Teachers at my high school make it seem like Wikipedia is some unorganized social get-together of people who think they know something.
Tlogmer, your article should be standard reading for all teachers. Nice job.
When I was a teacher, I was vehemently anti-wikipedia. This was, however, largely because the areas I taught weren't technical and the 'facts' were much less important than the analysis of the writing. Or to put it another way, there are maybe a dozen - at most - commentators on Nietzsche who are worth reading. However there are literally thousands of ill-informed college students and graduates who have opinions on Nietzsche, all of which are, as a rule, extremely suspect. Hence, the wikipedia article on Nietzsche has little gems like this:
Nietzsche?s works remain controversial, and no real consensus exists on their meaning. The interpretation of his works seems shakier than the interpretative literature on most other major philosophers. One can readily identify some key concepts, but the meaning of each, let alone the relative significance of each, remains contested.
Which is patent nonsense. There are excellent treatments of Nietasche's work; Heideggar and Kaufman leap out as great examples.
Wikipedia also cites Morgan as authority for the proposition that 'most commentators consider Nietzsche an atheist'. To begin with, Morgan's text is 60-odd years old and Morgan is a minor, christian scholar with an obvious bias against Nietzsche's claims. It's a terrible authority for a position which is untenable; most rigorous contemporary scholarship posits that Nietzsche was a theist, though certainly an unconventional one.

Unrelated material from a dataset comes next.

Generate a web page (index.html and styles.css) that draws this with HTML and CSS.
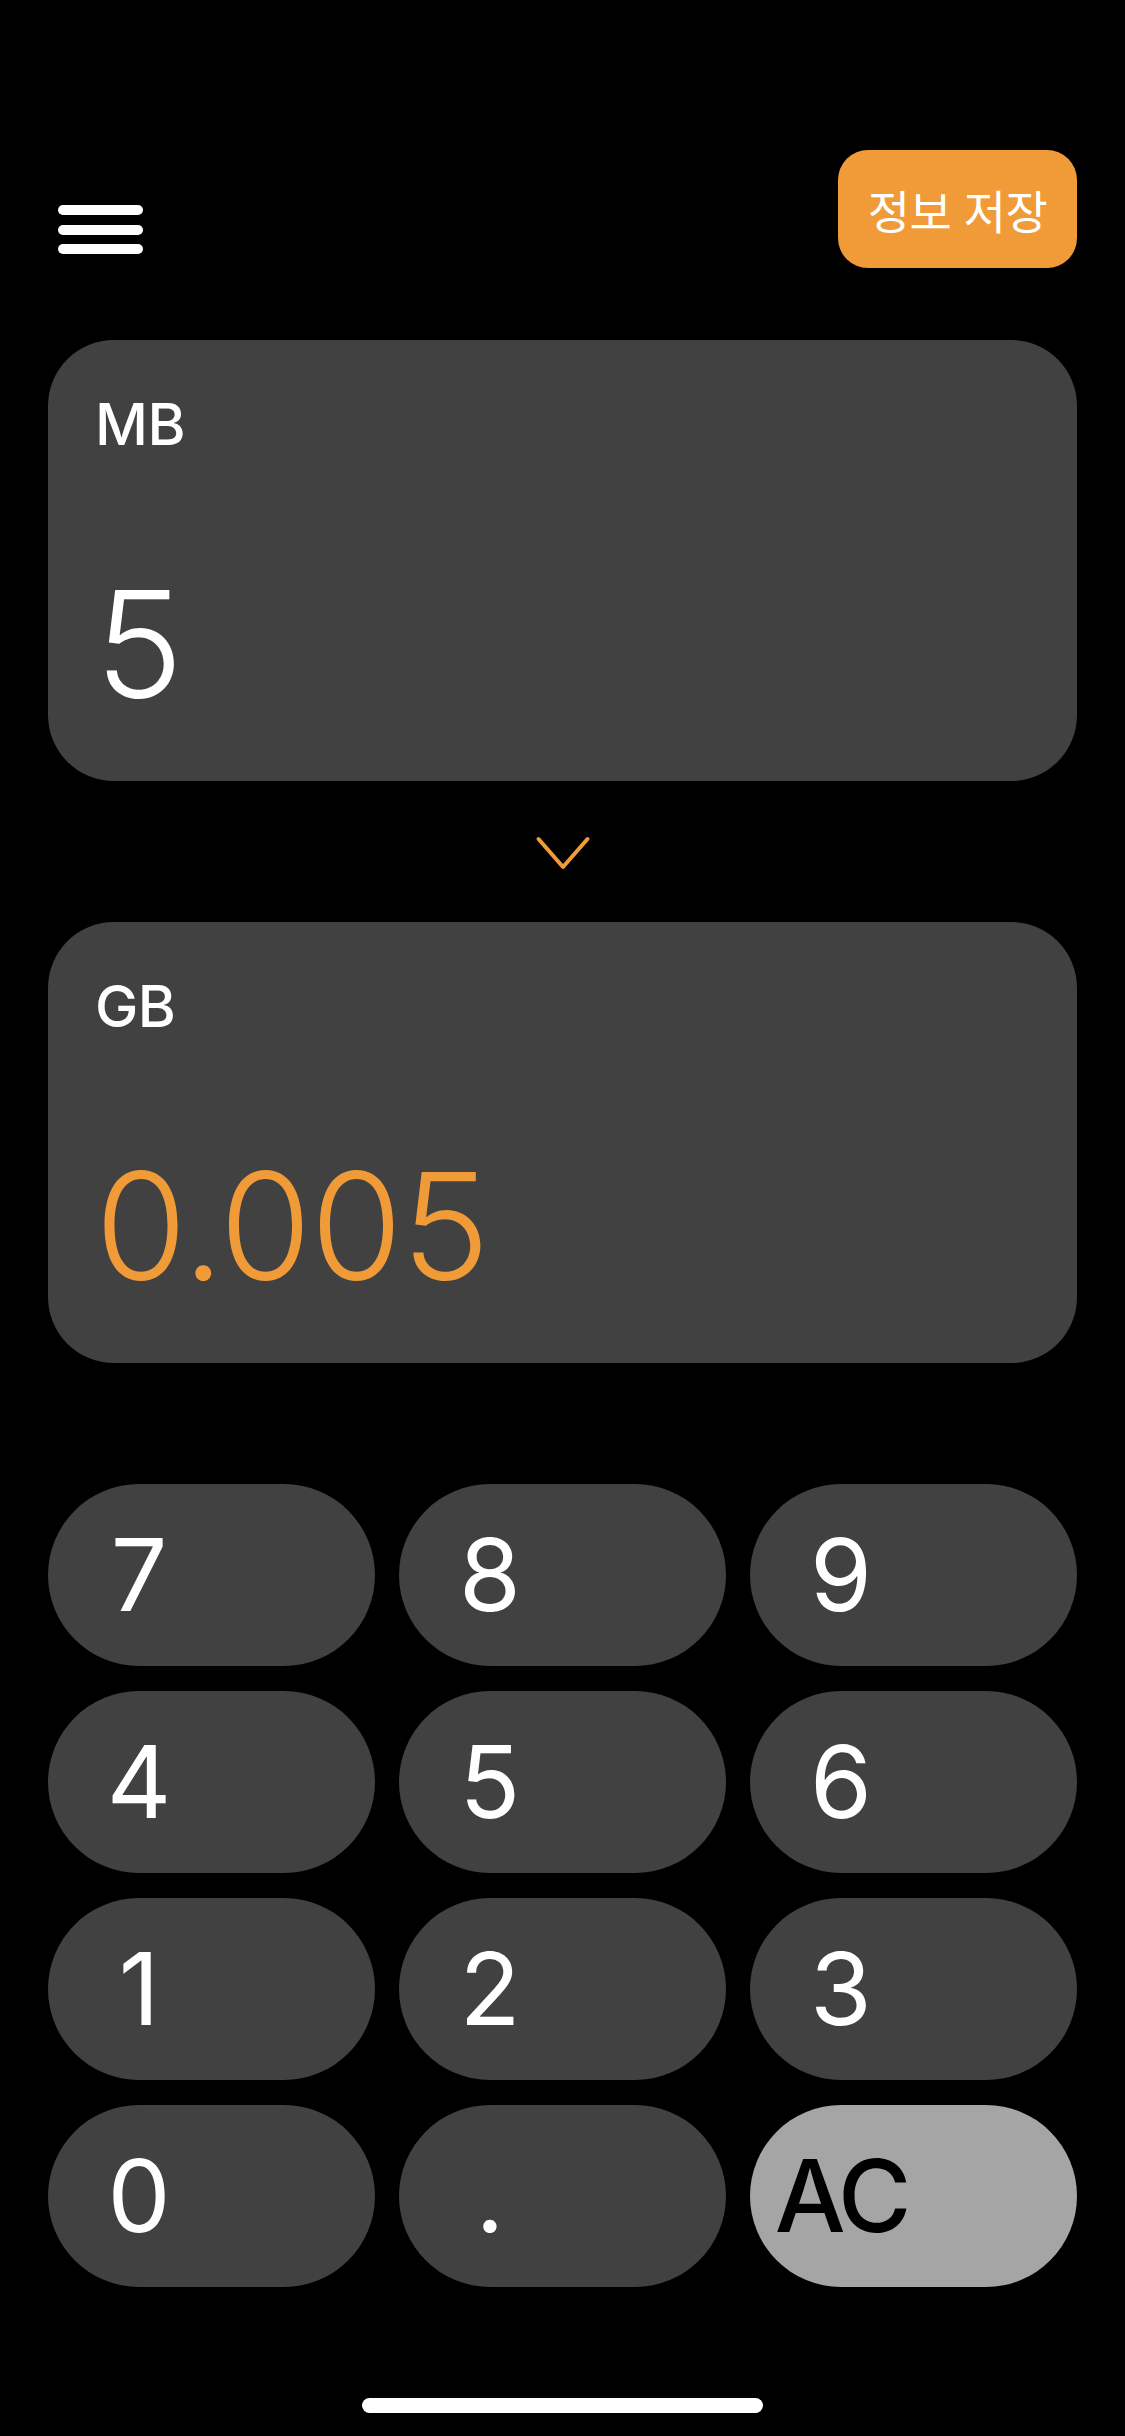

These misconceptions exist because Nietzsche is a popular philosopher - there are lots of people with a non-academic, or not serious academic interest in his work - and there are not enough serious Nietzschean scholars to rectify the misconceptions; or at least they're not editing wikipedia. The great tragety is that, I suspect, an enormous number of undergrads taking introduction to philosophy courses are going to read that page and come away with some fundamental misunderstandings about Nietzschean philosophy.
And it's not just this topic; a few years ago I set a paper on Natural Law theory and had to fail half a dozen students whose research was heavily influenced by the wikipedia article as it, again, contained fundamental errors about the subject matter.
When it comes to Technical articles on Wikipedia's I assume, as a non-trained person that they're a relatively helpful overview of a topic. However, when I examine articles on subjects that require a high level of analytical ability - philosophy, literature - the articles are of a very poor standard.